The Riggs Report: Brown’s last election
What’s in store for term No. 4
Gov. Jerry Brown was answering a lot of questions from reporters Wednesday, just a day after he was re-elected to an unprecedented fourth term. But he wasn’t saying much about the fact that he’ll never face voters again, 40 years after he was first elected governor.
“I don’t like to think about my last campaign,” Brown said. “I find it a depressing thought.”
What Brown is thinking about is an agenda that includes a continued campaign against climate change, as well as construction of a high-speed bullet train and a pair of massive tunnels to move water from Northern to Southern California.
Brown also will continue to focus on fiscal discipline; a move to hold the line on spending that will inevitably put him at odds with his fellow Democrats in the Legislature. That tight-fisted approach, popular with voters, has been a central theme of his governorship since he returned to the office in 2011 after a 28-year absence.
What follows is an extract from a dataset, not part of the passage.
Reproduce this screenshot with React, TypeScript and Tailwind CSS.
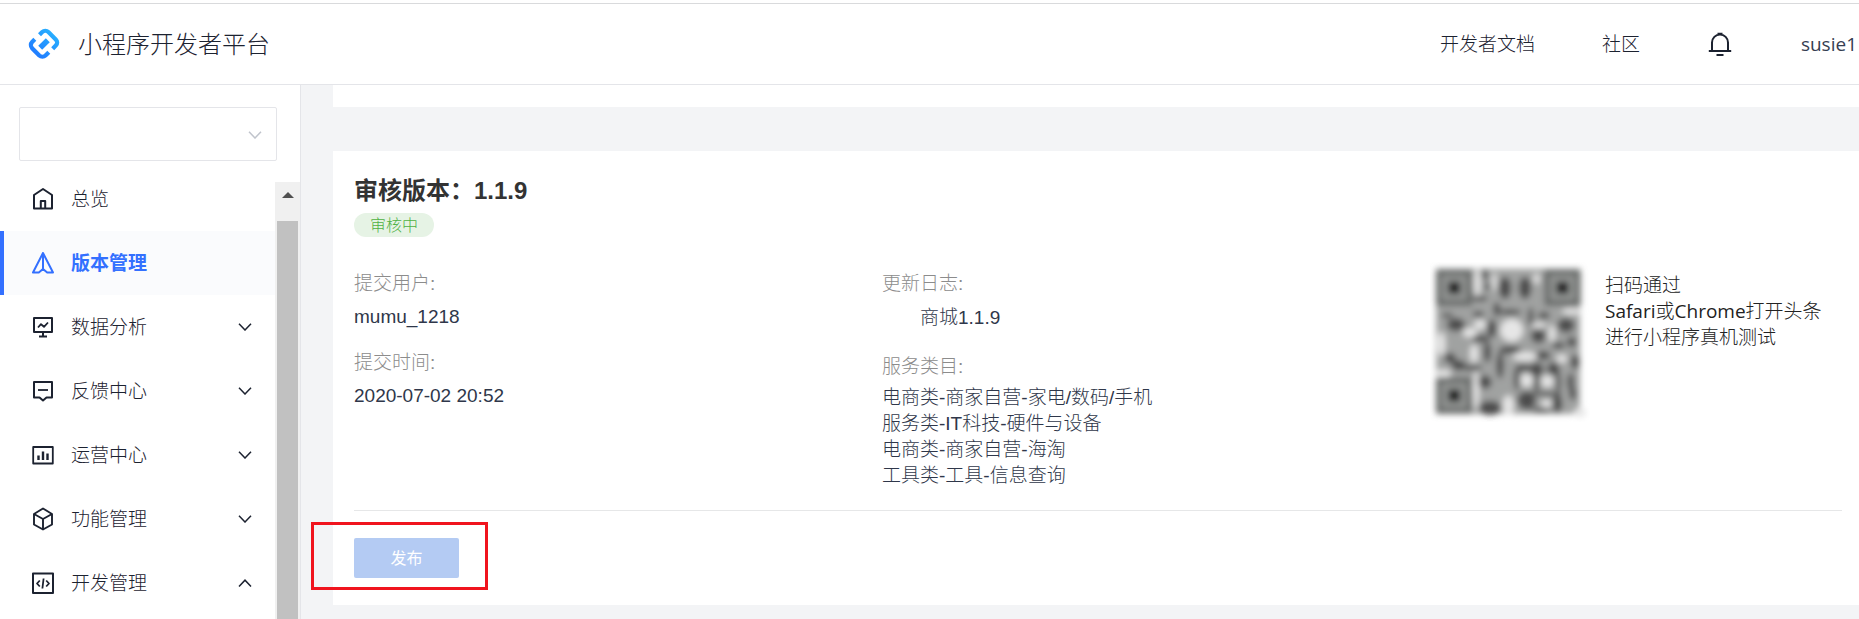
import type { ReactNode } from "react";
import { clsx } from "clsx";

type MenuItem = {
  label: string;
  icon: ReactNode;
  active?: boolean;
  toggle?: "open" | "closed";
};

const HomeIcon = () => (
  <svg className="size-6" viewBox="0 0 24 24" fill="none" stroke="currentColor" strokeWidth="2" strokeLinejoin="round">
    <path d="M3 8 12 2l9 6v13.500H3z" />
    <path d="M9.800 21.500V14h4.400v7.500" />
  </svg>
);

const VersionIcon = () => (
  <svg className="size-6" viewBox="0 0 24 24" fill="none" stroke="currentColor" strokeWidth="2" strokeLinejoin="round">
    <path d="M12 2 2 21.500h5.800L12 18l4.200 3.500H22z" />
    <path d="M12 2v16" />
  </svg>
);

const AnalysisIcon = () => (
  <svg className="size-6" viewBox="0 0 24 24" fill="none" stroke="currentColor" strokeWidth="2" strokeLinejoin="round">
    <path d="M3 3h18v14H3zM12 17v4M8 21.500h8" />
    <path d="m7 12.500 3-3.300 3 2.600 4-4.300" strokeWidth="1.800" />
  </svg>
);

const FeedbackIcon = () => (
  <svg className="size-6" viewBox="0 0 24 24" fill="none" stroke="currentColor" strokeWidth="2" strokeLinejoin="round">
    <path d="M3 3h18v15.500h-5.500L12 21.500l-3.500-3H3z" />
    <path d="M7 11h10" strokeWidth="1.800" />
  </svg>
);

const OperationIcon = () => (
  <svg className="size-6" viewBox="0 0 24 24" fill="none" stroke="currentColor" strokeWidth="1.800" strokeLinejoin="round">
    <path d="M2.200 4h19.600v16.500H2.200z" />
    <path d="M7.500 12.500V17M12 8.500V17M16.500 10.500V17" strokeWidth="2.400" />
  </svg>
);

const FeatureIcon = () => (
  <svg className="size-6" viewBox="0 0 24 24" fill="none" stroke="currentColor" strokeWidth="1.900" strokeLinejoin="round">
    <path d="M12 1.500 21 7v10.500L12 22.500l-9-5V7z" />
    <path d="m3 7 9 5 9-5M12 12v10.500" />
  </svg>
);

const DevelopIcon = () => (
  <svg className="size-6" viewBox="0 0 24 24" fill="none" stroke="currentColor" strokeWidth="2" strokeLinejoin="round">
    <path d="M2 2.500h20V22H2z" />
    <path d="M8.800 9.500 6 12.500l2.800 3M15.200 9.500l2.800 3-2.800 3M12.600 7.500l-1.200 10" strokeWidth="1.800" />
  </svg>
);

const BellIcon = () => (
  <svg className="size-6" viewBox="0 0 24 24" fill="none" stroke="currentColor" strokeWidth="2">
    <path d="M4 18.500V10.500a8 8 0 0 1 16 0v8M.8 19h22.400M8.500 23h7M9.500 1.800h5" />
  </svg>
);

const Chevron = ({ up = false, className }: { up?: boolean; className?: string }) => (
  <svg className={className} viewBox="0 0 14 8" fill="none" stroke="currentColor" strokeWidth="1.500">
    <path d={up ? "M1 7.500 7 1.200l6 6.300" : "M1 .8 7 7l6-6.200"} />
  </svg>
);

const Logo = () => (
  <svg className="size-8" viewBox="0 0 32 32" fill="none" strokeWidth="4.200" strokeLinecap="butt">
    <defs>
      <linearGradient id="logo" x1="4" y1="30" x2="28" y2="2" gradientUnits="userSpaceOnUse">
        <stop stopColor="#1f74ff" />
        <stop offset="1" stopColor="#29b6ff" />
      </linearGradient>
    </defs>
    <g stroke="url(#logo)" strokeLinejoin="round">
      <path d="m11.500 6.800 2.700-2.700a4.500 4.500 0 0 1 6.200 0l7.600 7.600a4 4 0 0 1 0 5.600l-3.300 3.400" />
      <path d="M6.800 11.300 4.100 14a4.500 4.500 0 0 0 0 6.200l7.200 7.300a4.500 4.500 0 0 0 6.200 0l3.300-3.300" />
      <path d="m12.200 19.800 7.600-7.600" strokeWidth="5.500" />
    </g>
  </svg>
);

// [cx, cy, rx, ry]
const qrDark = [
  [225, 78, 19, 34], [285, 78, 19, 34], [165, 38, 9, 16], [172, 74, 9, 10], [150, 110, 24, 8],
  [200, 142, 10, 22], [78, 188, 28, 20], [145, 156, 18, 8], [52, 160, 18, 7], [185, 200, 14, 28],
  [152, 230, 26, 11], [325, 222, 22, 22], [408, 190, 26, 22], [342, 160, 18, 10], [302, 165, 8, 30],
  [240, 150, 34, 8], [240, 264, 34, 12], [60, 288, 18, 15], [86, 310, 22, 16], [172, 270, 11, 32],
  [128, 318, 30, 8], [210, 310, 11, 40], [280, 318, 24, 11], [320, 322, 21, 21], [370, 320, 19, 19],
  [435, 300, 13, 22], [340, 280, 22, 13], [385, 250, 20, 10], [425, 240, 14, 16], [260, 350, 8, 36],
  [320, 365, 7, 30], [385, 360, 7, 36], [422, 360, 10, 28], [165, 360, 20, 20], [180, 438, 34, 22],
  [290, 415, 28, 28], [382, 425, 15, 28], [335, 444, 30, 7], [350, 395, 46, 6], [428, 395, 10, 20],
];

const qrLight = [
  [150, 188, 18, 14], [120, 212, 22, 14], [245, 205, 34, 34], [285, 283, 38, 13], [325, 190, 24, 8],
  [366, 215, 10, 26], [235, 430, 17, 30], [290, 355, 18, 20], [352, 358, 18, 18], [138, 385, 9, 60],
  [142, 62, 10, 42], [34, 245, 12, 36], [40, 335, 24, 12], [425, 148, 30, 9], [193, 60, 7, 28],
  [132, 275, 12, 28], [350, 425, 16, 12], [320, 50, 9, 16], [450, 452, 18, 14], [395, 290, 16, 12],
];

const QrCode = () => (
  <svg className="size-40 shrink-0" viewBox="0 0 480 480" role="img" aria-label="二维码">
    <filter id="qr-blur" x="-10%" y="-10%" width="120%" height="120%">
      <feGaussianBlur stdDeviation="9" />
    </filter>
    <g filter="url(#qr-blur)">
      <rect x="18" y="20" width="432" height="436" fill="#a0a2a1" />
      {qrLight.map(([cx, cy, rx, ry], i) => (
        <ellipse key={i} cx={cx} cy={cy} rx={rx} ry={ry} fill="#e6e6e6" />
      ))}
      {qrDark.map(([cx, cy, rx, ry], i) => (
        <ellipse key={i} cx={cx} cy={cy} rx={rx} ry={ry} fill="#383838" opacity="0.8" />
      ))}
      {[[20, 25], [345, 25], [20, 348]].map(([x, y]) => (
        <g key={`${x}-${y}`}>
          <rect x={x - 2} y={y - 2} width="109" height="109" fill="#686a69" />
          <rect x={x + 15} y={y + 15} width="75" height="75" fill="#929493" />
          <rect x={x + 34} y={y + 34} width="37" height="37" fill="#202020" />
        </g>
      ))}
    </g>
  </svg>
);

const menu: MenuItem[] = [
  { label: "总览", icon: <HomeIcon /> },
  { label: "版本管理", icon: <VersionIcon />, active: true },
  { label: "数据分析", icon: <AnalysisIcon />, toggle: "closed" },
  { label: "反馈中心", icon: <FeedbackIcon />, toggle: "closed" },
  { label: "运营中心", icon: <OperationIcon />, toggle: "closed" },
  { label: "功能管理", icon: <FeatureIcon />, toggle: "closed" },
  { label: "开发管理", icon: <DevelopIcon />, toggle: "open" },
];

const categories = ["电商类-商家自营-家电/数码/手机", "服务类-IT科技-硬件与设备", "电商类-商家自营-海淘", "工具类-工具-信息查询"];

const Field = ({ label, children }: { label: string; children: ReactNode }) => (
  <div>
    <dt className="text-[#8c8c8c]">{label}:</dt>
    {children}
  </div>
);

export default function App() {
  return (
    <div className="flex h-screen flex-col overflow-hidden bg-white pt-[3px] font-['Open_Sans','Noto_Sans_CJK_SC',sans-serif] text-[19px] leading-[26px] font-light text-[#1c2230]">
      <header className="flex h-[82px] shrink-0 items-center border-t border-b border-t-[#d9dadc] border-b-[#e4e5e9] pr-0.5 pl-7">
        <Logo />
        <h1 className="ml-[18px] text-2xl">小程序开发者平台</h1>
        <nav className="ml-auto flex items-center">
          <a href="#docs">开发者文档</a>
          <a href="#community" className="ml-[67px]">社区</a>
          <button type="button" aria-label="通知" className="ml-[68px]">
            <BellIcon />
          </button>
          <a href="#account" className="ml-[69px] font-normal text-[#363e52]">susie1</a>
        </nav>
      </header>

      <div className="flex min-h-0 flex-1">
        <aside className="flex w-[301px] shrink-0 flex-col border-r border-[#e4e5e9]">
          <div className="relative mt-[22px] mr-[23px] ml-[19px] shrink-0">
            <select aria-label="选择小程序" className="h-[54px] w-full appearance-none rounded-xs border border-[#e4e5e9] bg-white px-4">
              <option value=""></option>
            </select>
            <Chevron className="pointer-events-none absolute top-6 right-3.5 h-2 w-4 text-[#c0c4cc]" />
          </div>

          <div className="mt-1.5 flex min-h-0 flex-1">
            <nav className="flex-1 overflow-hidden">
              {menu.map(item => (
                <a
                  key={item.label}
                  href="#menu"
                  className={clsx(
                    "flex h-16 items-center border-l-4 pr-[23px] pl-[27px]",
                    item.active ? "border-[#3370ff] bg-[#fafbfd] font-bold text-[#3370ff]" : "border-transparent",
                  )}
                >
                  {item.icon}
                  <span className="ml-4">{item.label}</span>
                  {item.toggle && <Chevron up={item.toggle === "open"} className="ml-auto h-2 w-3.5" />}
                </a>
              ))}
            </nav>
            {/* Scroll track */}
            <div className="mt-[15px] flex w-[25px] flex-col bg-[#f0f0f0] px-0.5">
              <div className="flex h-[39px] justify-center pt-2.5">
                <svg className="h-1.5 w-3" viewBox="0 0 12 6" fill="#505050">
                  <path d="M6 0l6 6H0z" />
                </svg>
              </div>
              <div className="flex-1 bg-[#c1c1c1]" />
            </div>
          </div>
        </aside>

        <main className="min-w-0 flex-1 bg-[#f3f4f6] pl-8">
          <div className="h-[22px] bg-white" />

          <section className="mt-11 bg-white pt-6 pr-[17px] pb-[27px] pl-[21px] font-['Liberation_Sans','Noto_Sans_CJK_SC',sans-serif] text-[#2f374a]">
            <h2 className="text-2xl leading-8 font-bold text-[#333333]">审核版本：1.1.9</h2>
            <div className="mt-1.5 flex">
              <span className="h-6 rounded-full bg-[#e6f3e5] px-4 pt-px text-base leading-6 text-[#4fb142]">审核中</span>
            </div>

            <div className="mt-[34px] grid grid-cols-[528fr_528fr_432fr]">
              <dl className="flex flex-col gap-5">
                <Field label="提交用户">
                  <dd className="mt-[7px]">mumu_1218</dd>
                </Field>
                <Field label="提交时间">
                  <dd className="mt-[7px]">2020-07-02 20:52</dd>
                </Field>
              </dl>

              <dl className="flex flex-col gap-[23px]">
                <Field label="更新日志">
                  <dd className="mt-2 indent-[38px]">商城1.1.9</dd>
                </Field>
                <Field label="服务类目">
                  <dd className="mt-[5px]">
                    {categories.map(c => (
                      <div key={c}>{c}</div>
                    ))}
                  </dd>
                </Field>
              </dl>

              <div className="-mt-[9px] flex items-start pl-5">
                <QrCode />
                <p className="mt-2.5 ml-[15px] font-['Open_Sans','Noto_Sans_CJK_SC',sans-serif] text-[#222222]">
                  扫码通过
                  <br />
                  <span className="whitespace-nowrap">
                    <span className="font-normal">Safari</span>或<span className="font-normal">Chrome</span>打开头条
                  </span>
                  <br />
                  进行小程序真机测试
                </p>
              </div>
            </div>

            <div className="mt-[21px] border-t border-[#e6e7e8] pt-[27px]">
              <div className="relative w-[105px]">
                <button type="button" disabled className="h-10 w-full rounded-xs bg-[#b4cbf3] pt-0.5 text-base font-normal text-white">
                  发布
                </button>
                <div className="pointer-events-none absolute -top-4 -right-[29px] -bottom-3 -left-[43px] border-3 border-[#f0141e]" />
              </div>
            </div>
          </section>
        </main>
      </div>
    </div>
  );
}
Brown’s re-election Tuesday capped a highly unusual election year in which he ran, but never actually campaigned or directly asked voters for another term.
Ahead in double digits in the polls, Brown spent some campaign time and money instead on propositions 1 and 2, a state bond measure aimed at easing drought problems and a rainy day fund intended to provide a financial cushion for budgetary hard times.
In a year when the governors of Pennsylvania and Illinois lost their jobs and others faced tough re-election fights, Brown’s race stood in sharp contrast. He beat Republican Neel Kashkari in a landslide, with more than a 17-percent victory margin.
Brown enters his fourth term in very strong shape. He’ll never face voters again, which gives him a certain freedom. But beyond that, he is sitting on a roughly $20 million war chest that will enable him to finance ballot measures over the next four years. That means he is no lame duck, at least in the conventional sense.
Brown’s fourth term will be “no picnic,” as he put it on Election Night.
But it will be a combination of pragmatic budgets and large legacy projects to be juggled in the final act of a long and sometimes tumultuous career.